Im März wollte das Presseamt auf Anfrage Kulartz’ Darstellung nicht bestätigen. Zeitgleich aber sei ein bestürzt wirkender Mitarbeiter bei ihm aufgetaucht, berichtet Kulartz, und habe ihm einen neuen Vertrag angeboten. Kulartz lehnt ab. Daraufhin bekommt Kulartz ein Schreiben zum Gegenzeichnen vorgelegt. Die Stadt Köln werde das Gelände bei der Übergabe »übernehmen und anschließend von hier aus und unter ihrer vollständigen Entlastung die Aufbauten niederlegen«. Mündlich habe der Mitarbeiter hinzugefügt »Aber keine Presse!«, sagt Kulartz. Für ihn ein Signal: Durch Plaudern gefährde er die reibungslose Übergabe. Die Aussicht: kein genaues Hinschauen, keine Extrakosten. Und so kam es. Mindestens 5000 Euro habe er allein dadurch gespart, dass er Einbauten wie den Getränkekühlraum nicht ausbauen und entsorgen musste, erzählt der Geschäftsführer. Seine Frau und er überbrücken die Zeit bis zur Rente nun mit Arbeitslosengeld. Neben dem schwerbehinderten Kollegen verloren auch einige Aushilfskräfte ihre Jobs.

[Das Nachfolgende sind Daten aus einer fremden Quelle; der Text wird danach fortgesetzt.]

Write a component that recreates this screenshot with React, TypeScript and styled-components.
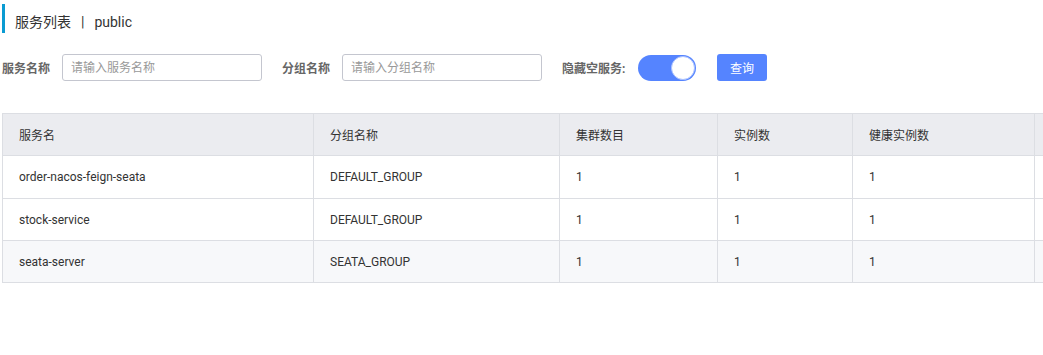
import styled, { createGlobalStyle } from "styled-components";

const GlobalStyle = createGlobalStyle`
  html, body {
    margin: 0;
    padding: 0;
    background: #fff;
    overflow: hidden;
  }
  body {
    font-family: Roboto, "Noto Sans CJK SC", sans-serif;
    color: #333;
  }
`;

const Page = styled.div`
  padding: 4px 0 0 2px;
  overflow: hidden;
`;

const Title = styled.h1`
  margin: 0;
  height: 29px;
  box-sizing: border-box;
  border-left: 3px solid #0a9bd2;
  padding: 8px 0 0 10px;
  font-size: 14px;
  line-height: 20px;
  font-weight: normal;
  color: #333;
  display: flex;
  gap: 10px;
`;

const Form = styled.div`
  display: flex;
  align-items: center;
  height: 27px;
  margin-top: 21px;
`;

const Field = styled.label`
  display: flex;
  align-items: center;
  margin-right: 20px;
`;

const Label = styled.span<{ $width: number }>`
  width: ${({ $width }) => $width}px;
  font-size: 12px;
  font-weight: bold;
  color: #666;
  white-space: nowrap;
`;

const Input = styled.input`
  width: 200px;
  height: 27px;
  box-sizing: border-box;
  border: 1px solid #c4c6cf;
  border-radius: 3px;
  padding: 0 8px;
  font-size: 12px;
  font-family: inherit;
  outline: none;
  &::placeholder {
    color: #999;
  }
`;

const Switch = styled.span`
  display: inline-flex;
  justify-content: flex-end;
  align-items: center;
  width: 58px;
  height: 26px;
  box-sizing: border-box;
  padding: 1px;
  border-radius: 13px;
  background: #5584ff;
`;

const Knob = styled.span`
  width: 24px;
  height: 24px;
  box-sizing: border-box;
  border-radius: 50%;
  background: #fff;
  border: 1px solid #a9c1ff;
`;

const Button = styled.button`
  height: 27px;
  width: 50px;
  border: none;
  border-radius: 3px;
  background: #5584ff;
  color: #fff;
  font-size: 12px;
  font-family: inherit;
  padding: 0;
  margin-left: 1px;
`;

const TableWrap = styled.div`
  margin-top: 32px;
  overflow: hidden;
`;

const Table = styled.table`
  border-collapse: collapse;
  table-layout: fixed;
  width: 1200px;
  font-size: 12px;
  color: #333;
`;

const Th = styled.th<{ $width: number }>`
  width: ${({ $width }) => $width}px;
  height: 42px;
  box-sizing: border-box;
  background: #ebecf0;
  border: 1px solid #dcdee3;
  text-align: left;
  font-weight: normal;
  padding: 0 16px;
`;

const Row = styled.tr<{ $alt?: boolean }>`
  background: ${({ $alt }) => ($alt ? "#f7f8fa" : "#fff")};
`;

const Td = styled.td<{ $h: number }>`
  height: ${({ $h }) => $h}px;
  box-sizing: border-box;
  border: 1px solid #dcdee3;
  padding: 0 16px;
  white-space: nowrap;
`;

// the last column continues past the right edge of the window
const columns = [
  { title: "服务名", width: 311 },
  { title: "分组名称", width: 246 },
  { title: "集群数目", width: 158 },
  { title: "实例数", width: 135 },
  { title: "健康实例数", width: 182 },
  { title: "", width: 168 },
];

const rows = [
  ["order-nacos-feign-seata", "DEFAULT_GROUP", "1", "1", "1", ""],
  ["stock-service", "DEFAULT_GROUP", "1", "1", "1", ""],
  ["seata-server", "SEATA_GROUP", "1", "1", "1", ""],
];

export default function App() {
  return (
    <Page>
      <GlobalStyle />
      <Title>
        <span>服务列表</span>
        <span>|</span>
        <span>public</span>
      </Title>
      <Form>
        <Field>
          <Label $width={60}>服务名称</Label>
          <Input placeholder="请输入服务名称" />
        </Field>
        <Field>
          <Label $width={60}>分组名称</Label>
          <Input placeholder="请输入分组名称" />
        </Field>
        <Field>
          <Label $width={76}>隐藏空服务:</Label>
          <Switch>
            <Knob />
          </Switch>
        </Field>
        <Button>查询</Button>
      </Form>
      <TableWrap>
        <Table>
          <thead>
            <tr>
              {columns.map((c, i) => (
                <Th key={i} $width={c.width}>
                  {c.title}
                </Th>
              ))}
            </tr>
          </thead>
          <tbody>
            {rows.map((r, i) => (
              <Row key={r[0]} $alt={i === 2}>
                {r.map((cell, j) => (
                  <Td key={j} $h={i === 0 ? 43 : 42}>
                    {cell}
                  </Td>
                ))}
              </Row>
            ))}
          </tbody>
        </Table>
      </TableWrap>
    </Page>
  );
}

Kurz nach der Schließung Ende Mai wurden in der Öffentlichkeit Fragen laut, wie man mit dem asphaltierten Gelände umgehen solle, das auf drei Seiten an die  Kleingärten des Vereins Flora e.V. grenzt. Altlasten gibt es auf den Flächen laut Presseamt nicht. Die Bezirksvertretung Nippes bat die Stadt im Juni, »das Grundstück wieder in den Grünbereich Kleingärten/ Lohsepark zu integrieren und zu entsiegeln.« Die Stadtverwaltung versicherte am 3. September, gleich nach Vertragsende des Getränkemarkts sei »ein entsprechender Rückbauauftrag erteilt worden.« Was damit gemeint ist, ist unklar. Es müsse eine Ausschreibung für den Abbruch geben, stellt das Presseamt auf Anfrage klar — das ist noch nicht geschehen. Rund 100.000 Euro werde allein der Abriss kosten, schätzte ein Amtsmitarbeiter, sagt Kulartz. Ob das aus dem laufenden Etat schon 2021 möglich ist?

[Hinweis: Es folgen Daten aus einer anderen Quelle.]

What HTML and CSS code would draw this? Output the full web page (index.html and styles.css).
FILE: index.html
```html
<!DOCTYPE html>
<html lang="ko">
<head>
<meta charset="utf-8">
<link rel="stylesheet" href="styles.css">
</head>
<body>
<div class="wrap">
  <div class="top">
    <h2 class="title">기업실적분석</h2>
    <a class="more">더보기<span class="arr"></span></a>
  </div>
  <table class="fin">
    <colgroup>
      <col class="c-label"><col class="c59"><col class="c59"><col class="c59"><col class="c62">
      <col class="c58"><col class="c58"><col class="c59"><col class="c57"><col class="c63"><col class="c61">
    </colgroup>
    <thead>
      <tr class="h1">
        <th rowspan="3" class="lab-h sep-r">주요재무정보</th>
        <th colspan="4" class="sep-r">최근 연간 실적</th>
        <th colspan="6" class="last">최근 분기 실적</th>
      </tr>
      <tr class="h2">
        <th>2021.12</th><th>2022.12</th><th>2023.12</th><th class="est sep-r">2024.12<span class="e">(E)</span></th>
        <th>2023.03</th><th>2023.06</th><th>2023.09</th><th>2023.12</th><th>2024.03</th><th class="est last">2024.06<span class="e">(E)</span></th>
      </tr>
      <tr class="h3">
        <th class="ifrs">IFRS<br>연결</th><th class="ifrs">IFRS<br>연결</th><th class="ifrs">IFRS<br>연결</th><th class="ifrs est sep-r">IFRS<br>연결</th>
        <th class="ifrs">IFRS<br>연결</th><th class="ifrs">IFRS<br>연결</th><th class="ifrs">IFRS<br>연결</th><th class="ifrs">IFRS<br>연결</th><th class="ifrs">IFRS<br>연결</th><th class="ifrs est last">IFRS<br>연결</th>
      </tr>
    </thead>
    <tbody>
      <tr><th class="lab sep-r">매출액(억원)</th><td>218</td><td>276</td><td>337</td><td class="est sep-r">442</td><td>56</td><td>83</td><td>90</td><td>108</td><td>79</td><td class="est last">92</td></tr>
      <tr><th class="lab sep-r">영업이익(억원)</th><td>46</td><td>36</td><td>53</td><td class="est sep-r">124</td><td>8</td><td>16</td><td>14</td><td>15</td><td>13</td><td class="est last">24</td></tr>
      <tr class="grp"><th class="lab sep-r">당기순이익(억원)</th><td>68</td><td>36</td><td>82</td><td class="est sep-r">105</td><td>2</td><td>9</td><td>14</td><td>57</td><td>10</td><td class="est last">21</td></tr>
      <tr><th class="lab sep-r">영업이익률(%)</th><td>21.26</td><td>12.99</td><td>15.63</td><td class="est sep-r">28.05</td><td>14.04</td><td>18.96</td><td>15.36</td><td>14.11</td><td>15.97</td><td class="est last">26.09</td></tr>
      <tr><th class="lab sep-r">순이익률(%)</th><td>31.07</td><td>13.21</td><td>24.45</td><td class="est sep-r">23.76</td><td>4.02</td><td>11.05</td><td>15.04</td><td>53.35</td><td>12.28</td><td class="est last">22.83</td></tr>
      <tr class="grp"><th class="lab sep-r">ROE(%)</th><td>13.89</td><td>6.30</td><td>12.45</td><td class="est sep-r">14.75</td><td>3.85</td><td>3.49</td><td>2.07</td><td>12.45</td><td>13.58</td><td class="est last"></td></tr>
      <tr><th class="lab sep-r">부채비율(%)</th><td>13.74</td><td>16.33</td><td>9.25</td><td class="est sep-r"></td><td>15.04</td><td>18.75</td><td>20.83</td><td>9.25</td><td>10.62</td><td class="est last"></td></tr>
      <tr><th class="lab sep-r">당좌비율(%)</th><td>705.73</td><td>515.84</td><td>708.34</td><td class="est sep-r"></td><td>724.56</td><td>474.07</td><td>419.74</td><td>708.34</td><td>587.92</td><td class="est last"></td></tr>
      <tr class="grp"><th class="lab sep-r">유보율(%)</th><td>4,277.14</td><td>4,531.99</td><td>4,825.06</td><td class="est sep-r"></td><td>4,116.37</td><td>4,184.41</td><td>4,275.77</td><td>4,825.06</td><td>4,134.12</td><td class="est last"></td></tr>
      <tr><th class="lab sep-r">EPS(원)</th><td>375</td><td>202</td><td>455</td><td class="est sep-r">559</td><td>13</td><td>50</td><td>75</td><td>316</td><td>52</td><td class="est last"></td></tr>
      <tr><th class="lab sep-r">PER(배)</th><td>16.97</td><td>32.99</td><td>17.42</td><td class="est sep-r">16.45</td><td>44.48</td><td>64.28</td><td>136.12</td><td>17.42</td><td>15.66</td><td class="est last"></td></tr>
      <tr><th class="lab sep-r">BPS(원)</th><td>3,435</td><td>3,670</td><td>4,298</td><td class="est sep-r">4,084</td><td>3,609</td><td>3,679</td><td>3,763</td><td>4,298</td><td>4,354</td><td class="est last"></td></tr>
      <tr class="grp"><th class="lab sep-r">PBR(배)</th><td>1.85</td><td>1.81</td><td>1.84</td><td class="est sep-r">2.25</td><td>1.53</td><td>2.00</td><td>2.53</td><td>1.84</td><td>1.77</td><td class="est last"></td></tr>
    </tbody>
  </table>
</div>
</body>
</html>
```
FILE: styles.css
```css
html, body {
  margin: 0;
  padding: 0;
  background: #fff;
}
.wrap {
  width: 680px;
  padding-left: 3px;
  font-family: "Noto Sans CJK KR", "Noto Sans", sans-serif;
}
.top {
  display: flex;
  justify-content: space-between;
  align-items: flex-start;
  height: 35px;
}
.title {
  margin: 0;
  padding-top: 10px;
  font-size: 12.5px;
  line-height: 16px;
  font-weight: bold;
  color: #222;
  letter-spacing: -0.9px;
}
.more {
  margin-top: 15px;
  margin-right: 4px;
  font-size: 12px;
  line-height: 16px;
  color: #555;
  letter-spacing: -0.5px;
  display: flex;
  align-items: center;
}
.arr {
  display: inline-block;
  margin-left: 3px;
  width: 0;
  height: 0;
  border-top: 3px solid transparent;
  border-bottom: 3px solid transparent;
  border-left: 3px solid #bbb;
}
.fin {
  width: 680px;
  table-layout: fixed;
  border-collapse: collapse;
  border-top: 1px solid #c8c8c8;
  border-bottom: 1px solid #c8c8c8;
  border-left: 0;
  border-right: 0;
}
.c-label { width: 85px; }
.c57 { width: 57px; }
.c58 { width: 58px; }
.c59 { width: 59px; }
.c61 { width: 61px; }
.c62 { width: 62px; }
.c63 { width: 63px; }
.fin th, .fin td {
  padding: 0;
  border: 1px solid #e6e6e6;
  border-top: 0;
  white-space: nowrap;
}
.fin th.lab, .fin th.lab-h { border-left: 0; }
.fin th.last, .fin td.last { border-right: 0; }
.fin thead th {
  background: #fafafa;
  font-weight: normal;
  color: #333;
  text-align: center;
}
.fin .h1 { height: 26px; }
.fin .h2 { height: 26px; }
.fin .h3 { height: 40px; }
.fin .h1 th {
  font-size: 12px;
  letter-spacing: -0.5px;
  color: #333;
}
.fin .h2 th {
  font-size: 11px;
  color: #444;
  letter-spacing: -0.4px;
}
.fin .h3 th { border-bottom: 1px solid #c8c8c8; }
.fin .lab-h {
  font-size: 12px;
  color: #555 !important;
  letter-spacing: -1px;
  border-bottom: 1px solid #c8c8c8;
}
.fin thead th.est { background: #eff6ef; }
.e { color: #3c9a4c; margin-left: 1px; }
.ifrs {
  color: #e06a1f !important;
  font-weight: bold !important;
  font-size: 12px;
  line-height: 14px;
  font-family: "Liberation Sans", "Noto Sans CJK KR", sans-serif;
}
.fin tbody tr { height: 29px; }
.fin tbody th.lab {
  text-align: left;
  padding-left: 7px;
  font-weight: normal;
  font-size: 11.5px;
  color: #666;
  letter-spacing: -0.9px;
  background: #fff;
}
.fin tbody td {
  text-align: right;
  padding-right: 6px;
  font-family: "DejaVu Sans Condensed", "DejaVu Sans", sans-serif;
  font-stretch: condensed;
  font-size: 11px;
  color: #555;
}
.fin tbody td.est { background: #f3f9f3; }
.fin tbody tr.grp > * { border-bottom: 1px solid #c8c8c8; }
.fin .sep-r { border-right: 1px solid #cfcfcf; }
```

Der Eventmanager Roland Schmitz würde das Gelände gern gemeinsam mit dem Urban-Gardening-Verein für ein »Café mit nachhaltigem Konzept« nutzen — als Zwischennutzung. Die Stadt wehrte ab. Das Gelände werde ja genutzt — vom Grünflächenamt. Der gut mit der Lokalpolitik vernetzte Kleingartenverein Flora e.V. hat auch mit der Stadt Köln gesprochen, möchte aber keine Details nennen. Laut einer Sprecherin plane die Stadt nun, zusammen mit Flora e.V. eine Nutzung. Dabei stünden nicht typische Kleingärten im Vordergrund, sondern ein Gemeinschaftsgarten. Aber erst durch Nachfrage der Stadtrevue stieß die Stadtverwaltung darauf, dass im Bebauungsplan für das Gelände keine Grünfläche, sondern eine Straße vorgesehen ist: eine Abfahrt für die längst begrabene Stadtautobahn. Das muss erst geändert werden. Bis zum ersten Spatenstich im Grün dürfte es also noch etwas länger dauern.